The return of two way streets on James and John is also a sign that good things can happen in the city to improve opportunities for cyclists and pedestrians to co-exist with calmed (slower) traffic. Off road multi-use paths like the Bayfront or the Rail-Trails also beckon as beautiful alternatives to ugly and congested main streets for recreational as well as commuter cyclists.
Streets become people places when we reassert our right to have a place to meet and play, where cars are scaled back, slowed down and in some instances outright banned.
David Engwicht has written about streets in terms of our right to street space. In Reclaiming our Cities and Towns he observes that "At the moment there is an unspoken assumption that the streets of the city belong equally to everyone and therefore there is a divine right for people to drive where they want to, when they want to."(114)
What this observation points to is hinted at in the oft used street protest chant: "Who's Streets? Our streets!" In terms of roads and traffic, "traffic reduction and street reclaiming have at their heart a redemocratization of our streets, a handing back of control....[leading] to much more efficient cities and neighborhoods...stamped with their own character and personality." (Engwicht, Street Reclaiming, p.183)
Theorists can argue over the finer points of how, when and where to create decent streets for vibrant exchanges, but on Car Free Day people are free to conduct their own experiments.
In a world where we don't blink at the 849 deaths that occurred on Ontario's highways in 2000, the safest year ever according to the Ministry of Transportation, where each day there are now more than 2.78 million vehicles on highways in the Hamilton and Toronto areas, of course it is difficult to summon up images of a world not infested with cars.

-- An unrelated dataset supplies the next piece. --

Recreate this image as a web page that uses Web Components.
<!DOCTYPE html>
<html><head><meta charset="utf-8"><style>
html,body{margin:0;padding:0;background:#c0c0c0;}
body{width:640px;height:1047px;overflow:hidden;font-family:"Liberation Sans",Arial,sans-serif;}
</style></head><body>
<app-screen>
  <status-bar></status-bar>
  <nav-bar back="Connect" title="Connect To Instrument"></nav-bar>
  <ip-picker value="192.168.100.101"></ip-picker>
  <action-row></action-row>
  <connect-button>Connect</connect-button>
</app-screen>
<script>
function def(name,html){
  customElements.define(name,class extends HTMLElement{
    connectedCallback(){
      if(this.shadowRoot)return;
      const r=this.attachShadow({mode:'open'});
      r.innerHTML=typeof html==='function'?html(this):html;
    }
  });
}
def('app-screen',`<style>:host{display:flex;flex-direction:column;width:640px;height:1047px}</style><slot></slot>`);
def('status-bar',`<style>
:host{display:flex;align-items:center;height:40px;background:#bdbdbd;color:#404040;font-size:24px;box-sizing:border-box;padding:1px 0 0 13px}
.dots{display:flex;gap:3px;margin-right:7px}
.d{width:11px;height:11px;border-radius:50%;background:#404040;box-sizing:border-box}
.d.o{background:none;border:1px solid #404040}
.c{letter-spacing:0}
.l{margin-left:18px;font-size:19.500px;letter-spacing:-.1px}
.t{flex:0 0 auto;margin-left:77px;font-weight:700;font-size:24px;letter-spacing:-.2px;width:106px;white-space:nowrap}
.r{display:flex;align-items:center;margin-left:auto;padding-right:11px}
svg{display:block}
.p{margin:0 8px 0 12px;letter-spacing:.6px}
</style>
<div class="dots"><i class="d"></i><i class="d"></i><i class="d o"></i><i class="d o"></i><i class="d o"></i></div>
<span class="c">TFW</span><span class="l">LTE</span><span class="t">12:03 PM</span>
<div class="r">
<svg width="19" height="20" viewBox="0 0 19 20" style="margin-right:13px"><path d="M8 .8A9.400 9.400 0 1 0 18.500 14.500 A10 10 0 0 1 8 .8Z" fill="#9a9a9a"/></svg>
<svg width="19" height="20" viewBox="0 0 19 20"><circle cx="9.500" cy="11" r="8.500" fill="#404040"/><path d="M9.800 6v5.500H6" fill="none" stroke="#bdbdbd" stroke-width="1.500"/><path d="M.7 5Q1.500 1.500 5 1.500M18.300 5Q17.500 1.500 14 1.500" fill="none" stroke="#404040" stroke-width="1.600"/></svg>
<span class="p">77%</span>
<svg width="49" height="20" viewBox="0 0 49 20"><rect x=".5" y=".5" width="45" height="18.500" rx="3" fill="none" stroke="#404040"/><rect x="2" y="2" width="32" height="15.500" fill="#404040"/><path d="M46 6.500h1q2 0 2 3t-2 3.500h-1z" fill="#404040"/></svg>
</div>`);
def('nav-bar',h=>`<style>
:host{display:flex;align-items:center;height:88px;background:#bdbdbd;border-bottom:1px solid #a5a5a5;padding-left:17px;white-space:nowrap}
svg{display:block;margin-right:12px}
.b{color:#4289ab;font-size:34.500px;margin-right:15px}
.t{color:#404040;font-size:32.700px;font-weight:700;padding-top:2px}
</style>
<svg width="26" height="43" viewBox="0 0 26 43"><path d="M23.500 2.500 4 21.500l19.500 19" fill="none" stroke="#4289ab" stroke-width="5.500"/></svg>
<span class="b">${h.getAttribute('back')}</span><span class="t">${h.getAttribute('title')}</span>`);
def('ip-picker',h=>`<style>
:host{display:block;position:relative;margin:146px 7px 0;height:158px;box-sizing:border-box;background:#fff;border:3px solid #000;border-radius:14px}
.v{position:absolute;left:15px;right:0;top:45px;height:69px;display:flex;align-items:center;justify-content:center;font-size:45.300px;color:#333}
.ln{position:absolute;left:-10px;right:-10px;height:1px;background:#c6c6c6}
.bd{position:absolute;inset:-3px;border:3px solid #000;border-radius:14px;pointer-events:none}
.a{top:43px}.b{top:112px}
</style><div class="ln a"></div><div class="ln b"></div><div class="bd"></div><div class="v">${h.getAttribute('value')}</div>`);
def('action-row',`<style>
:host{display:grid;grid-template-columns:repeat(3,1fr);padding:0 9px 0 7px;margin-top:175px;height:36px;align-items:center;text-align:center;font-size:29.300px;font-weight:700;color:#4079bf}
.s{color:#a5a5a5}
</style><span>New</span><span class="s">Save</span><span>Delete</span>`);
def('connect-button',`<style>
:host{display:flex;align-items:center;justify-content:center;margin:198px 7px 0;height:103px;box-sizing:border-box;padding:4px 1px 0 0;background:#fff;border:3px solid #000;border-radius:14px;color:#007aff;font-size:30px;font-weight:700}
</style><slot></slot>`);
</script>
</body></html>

All the more reason to work harder to build alternative vision through action. If the people lead, the saying goes, the politicians will follow (which begs the question ‘why have politicians in the first place').
In Toronto, Car Free Day is officially recognized and supported by the city. In Hamilton, Car Free Day seems to be resisted by the majority of the pro-road-building council.

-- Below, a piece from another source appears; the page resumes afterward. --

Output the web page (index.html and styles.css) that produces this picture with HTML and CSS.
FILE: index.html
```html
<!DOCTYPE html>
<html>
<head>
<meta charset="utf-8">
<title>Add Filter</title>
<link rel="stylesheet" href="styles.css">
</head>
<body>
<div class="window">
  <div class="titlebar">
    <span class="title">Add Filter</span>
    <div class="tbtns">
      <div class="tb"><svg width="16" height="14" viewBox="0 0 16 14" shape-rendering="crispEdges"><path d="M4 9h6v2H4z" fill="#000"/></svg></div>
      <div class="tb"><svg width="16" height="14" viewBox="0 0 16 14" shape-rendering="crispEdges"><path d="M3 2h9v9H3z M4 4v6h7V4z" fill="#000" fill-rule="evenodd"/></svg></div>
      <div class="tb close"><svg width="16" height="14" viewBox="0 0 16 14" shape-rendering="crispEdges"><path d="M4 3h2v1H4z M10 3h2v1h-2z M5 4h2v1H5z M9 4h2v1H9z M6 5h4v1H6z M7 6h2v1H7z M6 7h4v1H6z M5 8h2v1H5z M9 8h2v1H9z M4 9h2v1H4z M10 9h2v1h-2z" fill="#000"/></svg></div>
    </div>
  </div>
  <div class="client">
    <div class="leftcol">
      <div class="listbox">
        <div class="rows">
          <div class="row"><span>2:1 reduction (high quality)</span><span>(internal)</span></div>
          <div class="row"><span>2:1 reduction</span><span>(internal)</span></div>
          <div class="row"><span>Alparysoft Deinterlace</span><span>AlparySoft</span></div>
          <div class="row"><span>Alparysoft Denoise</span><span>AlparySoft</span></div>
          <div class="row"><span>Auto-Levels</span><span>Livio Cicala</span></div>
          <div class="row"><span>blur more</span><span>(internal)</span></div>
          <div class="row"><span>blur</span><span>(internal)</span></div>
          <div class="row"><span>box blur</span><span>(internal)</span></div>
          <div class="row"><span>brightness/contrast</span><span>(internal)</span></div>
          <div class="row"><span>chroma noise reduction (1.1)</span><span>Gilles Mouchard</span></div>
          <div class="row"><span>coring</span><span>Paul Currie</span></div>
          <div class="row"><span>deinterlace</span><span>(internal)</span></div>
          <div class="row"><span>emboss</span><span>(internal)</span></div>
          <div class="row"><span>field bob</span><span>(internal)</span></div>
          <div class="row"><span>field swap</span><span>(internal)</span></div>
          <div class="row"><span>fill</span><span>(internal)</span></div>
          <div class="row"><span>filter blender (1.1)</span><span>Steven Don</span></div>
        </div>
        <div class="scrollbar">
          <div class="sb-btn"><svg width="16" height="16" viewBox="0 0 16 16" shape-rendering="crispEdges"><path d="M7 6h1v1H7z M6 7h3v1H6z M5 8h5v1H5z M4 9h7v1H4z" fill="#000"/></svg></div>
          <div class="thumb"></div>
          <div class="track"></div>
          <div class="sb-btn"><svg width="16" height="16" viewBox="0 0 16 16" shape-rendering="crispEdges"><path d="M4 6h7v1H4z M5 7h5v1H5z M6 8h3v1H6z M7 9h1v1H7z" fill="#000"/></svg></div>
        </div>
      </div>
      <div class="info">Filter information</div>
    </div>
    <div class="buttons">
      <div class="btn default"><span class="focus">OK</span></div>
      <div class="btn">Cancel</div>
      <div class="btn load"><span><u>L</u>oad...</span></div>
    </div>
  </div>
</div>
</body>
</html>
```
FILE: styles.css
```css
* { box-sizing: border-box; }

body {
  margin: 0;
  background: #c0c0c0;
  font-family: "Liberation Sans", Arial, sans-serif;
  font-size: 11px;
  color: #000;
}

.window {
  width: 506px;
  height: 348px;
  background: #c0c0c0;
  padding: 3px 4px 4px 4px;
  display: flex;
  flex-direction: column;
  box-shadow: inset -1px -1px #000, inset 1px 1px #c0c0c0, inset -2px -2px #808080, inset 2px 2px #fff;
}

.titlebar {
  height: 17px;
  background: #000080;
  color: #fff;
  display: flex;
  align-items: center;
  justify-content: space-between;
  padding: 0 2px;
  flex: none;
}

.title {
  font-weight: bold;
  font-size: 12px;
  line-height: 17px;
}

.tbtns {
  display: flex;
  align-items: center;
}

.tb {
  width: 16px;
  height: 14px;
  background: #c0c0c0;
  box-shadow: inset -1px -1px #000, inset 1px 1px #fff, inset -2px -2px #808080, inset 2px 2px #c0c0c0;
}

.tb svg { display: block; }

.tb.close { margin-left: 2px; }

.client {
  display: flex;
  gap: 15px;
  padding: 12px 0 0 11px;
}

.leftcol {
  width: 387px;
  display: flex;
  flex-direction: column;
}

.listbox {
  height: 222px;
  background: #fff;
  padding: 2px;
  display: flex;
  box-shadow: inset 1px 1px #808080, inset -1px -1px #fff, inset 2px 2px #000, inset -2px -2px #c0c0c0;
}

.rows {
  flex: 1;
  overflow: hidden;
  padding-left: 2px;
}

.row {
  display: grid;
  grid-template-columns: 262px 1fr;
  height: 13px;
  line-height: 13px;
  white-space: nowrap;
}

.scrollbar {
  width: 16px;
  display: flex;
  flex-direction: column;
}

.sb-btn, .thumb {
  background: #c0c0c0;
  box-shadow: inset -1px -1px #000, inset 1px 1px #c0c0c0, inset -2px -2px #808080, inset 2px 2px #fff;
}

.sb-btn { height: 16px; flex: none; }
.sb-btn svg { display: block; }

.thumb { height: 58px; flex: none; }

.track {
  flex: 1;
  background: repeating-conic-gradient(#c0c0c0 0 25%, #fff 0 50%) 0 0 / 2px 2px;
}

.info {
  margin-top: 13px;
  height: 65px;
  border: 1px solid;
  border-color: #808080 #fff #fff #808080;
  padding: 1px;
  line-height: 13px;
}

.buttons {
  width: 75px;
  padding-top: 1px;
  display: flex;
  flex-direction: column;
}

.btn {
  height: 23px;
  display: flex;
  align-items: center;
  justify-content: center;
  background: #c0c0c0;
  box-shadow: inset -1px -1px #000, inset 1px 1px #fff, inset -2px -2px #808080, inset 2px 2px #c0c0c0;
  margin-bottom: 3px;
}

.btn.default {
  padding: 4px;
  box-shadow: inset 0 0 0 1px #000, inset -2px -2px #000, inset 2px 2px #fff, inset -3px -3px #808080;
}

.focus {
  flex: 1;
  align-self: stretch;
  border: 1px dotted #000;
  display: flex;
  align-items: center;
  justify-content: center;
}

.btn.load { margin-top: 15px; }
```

A presentation by TLC to council a year ago included a requests for Hamilton to get on board with free HSR on the day, some official recognition of Car Free Day, and since the city is spending millions repairing roads to be ready for an international bike race in 2003, we asked them to fast-track in tandem the modest but much needed (and long-awaited) "Shifting Gears" cycling plan for cyclists who happen to live and ride in Hamilton.
A report returned acknowledging what we knew: that our ideas were totally in line with the sustainability plans in the city's own (and sadly neglected) Vision 2020 documents, but it would come down to budget day.

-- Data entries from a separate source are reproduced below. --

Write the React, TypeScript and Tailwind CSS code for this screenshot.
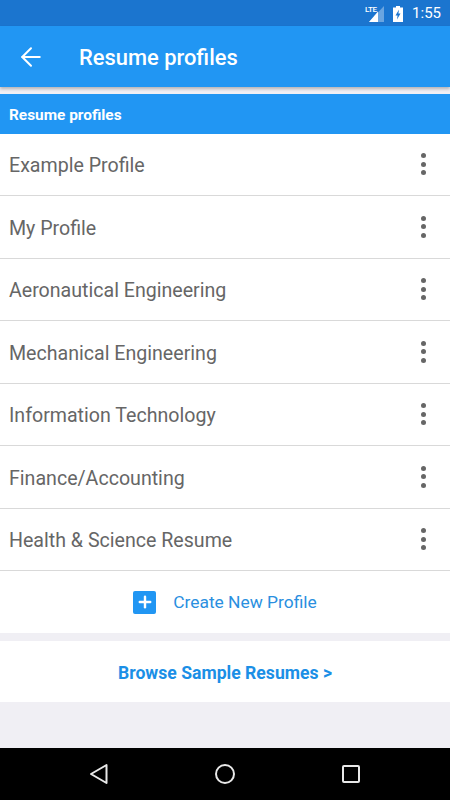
import { ArrowLeft, Plus } from 'lucide-react'

const profiles = [
  'Example Profile',
  'My Profile',
  'Aeronautical Engineering',
  'Mechanical Engineering',
  'Information Technology',
  'Finance/Accounting',
  'Health & Science Resume',
]

function StatusIcons() {
  return (
    <div className="flex h-[26px] items-center justify-end bg-[#1b75cf] pr-[9px] pt-[1px] text-white">
      <div className="relative h-[16px] w-[15px]">
        <svg viewBox="0 0 15 16" className="h-[16px] w-[15px]">
          <path d="M15 0V16H0Z" fill="#ffffff" opacity="0.35" />
          <path d="M9 5.6V16H0Z" fill="#ffffff" />
        </svg>
        <span className="absolute left-[-4px] top-[-1px] text-[8px] leading-[9px] font-medium tracking-[-0.4px]">LTE</span>
      </div>
      <svg viewBox="0 0 10 16" className="ml-[9px] h-[16px] w-[10px]">
        <path d="M3 0H7V1.5H10V16H0V1.5H3Z" fill="#ffffff" />
        <path d="M6 3.5L2.5 9.5H4.6L4 13.5L7.5 7.5H5.4Z" fill="#1b75cf" />
      </svg>
      <span className="ml-[9px] text-[15px] leading-none">1:55</span>
    </div>
  )
}

function MoreDots() {
  return (
    <div className="flex flex-col gap-[3.5px]">
      <span className="size-[5px] rounded-full bg-[#666666]" />
      <span className="size-[5px] rounded-full bg-[#666666]" />
      <span className="size-[5px] rounded-full bg-[#666666]" />
    </div>
  )
}

export default function App() {
  return (
    <div className="flex h-[800px] w-[450px] flex-col overflow-hidden bg-[#f0eff4] font-[Roboto,sans-serif]">
      <StatusIcons />
      <header className="flex h-[61px] items-center bg-[#2196f3] text-white shadow-[0_2px_3px_rgba(0,0,0,0.25)]">
        <ArrowLeft className="ml-[16px] size-[30px]" strokeWidth={1.6} />
        <h1 className="ml-[33px] pt-[3px] text-[21.9px] font-medium">Resume profiles</h1>
      </header>
      <div className="mt-[7px] flex h-[39.5px] items-center bg-[#2196f3] pl-[9px] pt-[3px] text-[15.4px] font-bold text-white">
        Resume profiles
      </div>
      <ul className="bg-white">
        {profiles.map((name) => (
          <li
            key={name}
            className="flex h-[62.5px] items-center justify-between border-b border-[#d9d9d9] pl-[9px] pr-[24px] text-[19.6px] text-[#666666]"
          >
            <span className="pt-[3px]">{name}</span>
            <MoreDots />
          </li>
        ))}
      </ul>
      <div className="flex h-[62px] items-center justify-center bg-white">
        <span className="flex size-[23px] items-center justify-center rounded-[2px] bg-[#2196f3] text-white">
          <Plus className="size-[18px] shrink-0" strokeWidth={3.2} />
        </span>
        <span className="ml-[17px] pt-[1px] text-[17.4px] text-[#2a8fe0]">Create New Profile</span>
      </div>
      <div className="mt-[8px] flex h-[61px] items-center justify-center bg-white pt-[3px] text-[17.6px] font-bold text-[#1b8fe6]">
        Browse Sample Resumes &gt;
      </div>
      <div className="flex-1" />
      <nav className="flex h-[52px] items-center bg-black">
        <svg viewBox="0 0 20 22" className="ml-[89px] h-[22px] w-[20px]" fill="none" stroke="#e8e8e8" strokeWidth="2" strokeLinejoin="round">
          <path d="M17.5 2V20L2 11Z" />
        </svg>
        <svg viewBox="0 0 22 22" className="ml-[105px] size-[22px]" fill="none" stroke="#e8e8e8" strokeWidth="2">
          <circle cx="11" cy="11" r="9" />
        </svg>
        <svg viewBox="0 0 20 20" className="ml-[105px] size-[20px]" fill="none" stroke="#e8e8e8" strokeWidth="2" strokeLinejoin="round">
          <rect x="2" y="2" width="16" height="16" rx="1" />
        </svg>
      </nav>
    </div>
  )
}
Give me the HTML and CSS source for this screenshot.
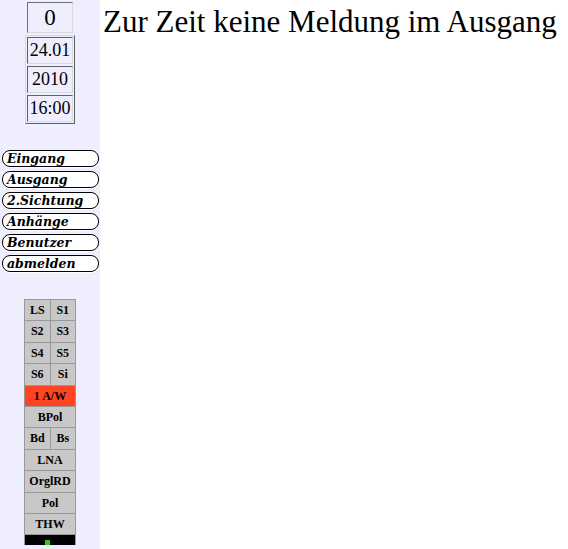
FILE: index.html
```html
<!DOCTYPE html>
<html lang="de">
<head>
<meta charset="utf-8">
<link rel="stylesheet" href="styles.css">
</head>
<body>
<div class="side">
  <div class="counter">0</div>
  <div class="dates">
    <div class="date">24.01</div>
    <div class="date">2010</div>
    <div class="date">16:00</div>
  </div>
  <nav class="menu">
    <div class="pill">Eingang</div>
    <div class="pill">Ausgang</div>
    <div class="pill">2.Sichtung</div>
    <div class="pill">Anhänge</div>
    <div class="pill">Benutzer</div>
    <div class="pill">abmelden</div>
  </nav>
  <div class="units">
    <div class="row"><div class="cell">LS</div><div class="cell">S1</div></div>
    <div class="row"><div class="cell">S2</div><div class="cell">S3</div></div>
    <div class="row"><div class="cell">S4</div><div class="cell">S5</div></div>
    <div class="row"><div class="cell">S6</div><div class="cell">Si</div></div>
    <div class="row"><div class="cell wide alert">1 A/W</div></div>
    <div class="row"><div class="cell wide">BPol</div></div>
    <div class="row"><div class="cell">Bd</div><div class="cell">Bs</div></div>
    <div class="row"><div class="cell wide">LNA</div></div>
    <div class="row"><div class="cell wide">OrglRD</div></div>
    <div class="row"><div class="cell wide">Pol</div></div>
    <div class="row"><div class="cell wide">THW</div></div>
    <div class="status"><span class="led"></span></div>
  </div>
</div>
<main class="content">
  <h1 class="msg">Zur Zeit keine Meldung im Ausgang</h1>
</main>
</body>
</html>
```
FILE: styles.css
```css
html, body { margin: 0; padding: 0; height: 100%; }
body {
  display: flex;
  background: #ffffff;
  font-family: "Liberation Serif", "DejaVu Serif", serif;
  color: #000;
}
.side {
  width: 100px;
  flex: none;
  background: #eeeeff;
  display: flex;
  flex-direction: column;
  align-items: center;
  min-height: 549px;
}
.counter {
  margin-top: 2px;
  width: 44px;
  height: 29px;
  border: 1px solid;
  border-color: #707070 #d8d8d8 #d8d8d8 #707070;
  font-size: 23px;
  line-height: 29px;
  text-align: center;
}
.dates {
  margin-top: 2px;
  width: 48px;
  border: 1px solid;
  border-color: #d8d8d8 #606060 #606060 #d8d8d8;
  padding: 1px 0;
  display: flex;
  flex-direction: column;
  gap: 2px;
  align-items: center;
}
.date {
  width: 44px;
  height: 25px;
  border: 1px solid;
  border-color: #606060 #d8d8d8 #d8d8d8 #606060;
  font-size: 18px;
  line-height: 25px;
  text-align: center;
}
.menu {
  margin-top: 26px;
  align-self: stretch;
  display: flex;
  flex-direction: column;
  gap: 4px;
  padding: 0 1px 0 2px;
}
.pill {
  height: 15px;
  border: 1px solid #000;
  border-radius: 8px;
  background: #fff;
  font-family: "DejaVu Serif", serif;
  font-weight: bold;
  font-style: italic;
  font-size: 12.5px;
  line-height: 15px;
  padding-left: 4px;
  box-shadow: 0 1px 0 #fff;
}
.units {
  margin-top: 27px;
  width: 50px;
  border: 1px solid #999;
  border-bottom: none;
  display: flex;
  flex-direction: column;
}
.row {
  display: flex;
  height: 20.4px;
  border-bottom: 1px solid #999;
}
.cell {
  flex: 1;
  background: #c8c8c8;
  font-weight: bold;
  font-size: 12px;
  line-height: 20px;
  text-align: center;
}
.cell + .cell { border-left: 1px solid #999; }
.cell.alert { background: #ff4422; }
.status {
  height: 10px;
  background: #000;
  display: flex;
  justify-content: center;
  align-items: flex-end;
}
.led {
  width: 5px;
  height: 5px;
  margin-right: 6px;
  background: #33cc00;
}
.content { flex: 1; padding-left: 3px; }
.msg {
  margin: 0;
  font-weight: normal;
  font-size: 31px;
  line-height: 44px;
}
```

So here we are in 2002 doing it yet again without official help, with the notable exception of the Hamilton Street Railway who reproduced our Car Free Day flier and made them available on all 180 HSR buses.
Any proximity to a car free or car-lite future of course depends hugely on expanding and enhancing the HSR so that, both in terms of cost and efficiency, public transit becomes a viable option for people currently car-dependent.
Unlike private automobile ownership, Public Transit gives a wider range of people safe independent mobility, helping integrate young, old, low-income, differently-abled and other non-drivers more fully into community life.
A single bus can take up to 40 vehicles off the road, save as much as 70,000 litres of fuel and keep 9 tonnes of air pollutants out of the air per year; given our record breaking smog seasons, more good reasons to increase funding to the HSR and expand GO train service.
City politicians could help by preventing sprawl development which all but guarantees an auto-dependent future of people driving through your neighbourhoods to reach destinations formerly walkable.
Perhaps, as one person who contacted us suggested, if politicians rode the buses they would improve the service.
We are not proposing a multi-million dollar, all-in-one silver bullet to cure the downtown's ailments, so embarrassingly popular with the politicians; instead we offer a grassroots approach to incremental change, seeds for a new way of living in the city. Car Free.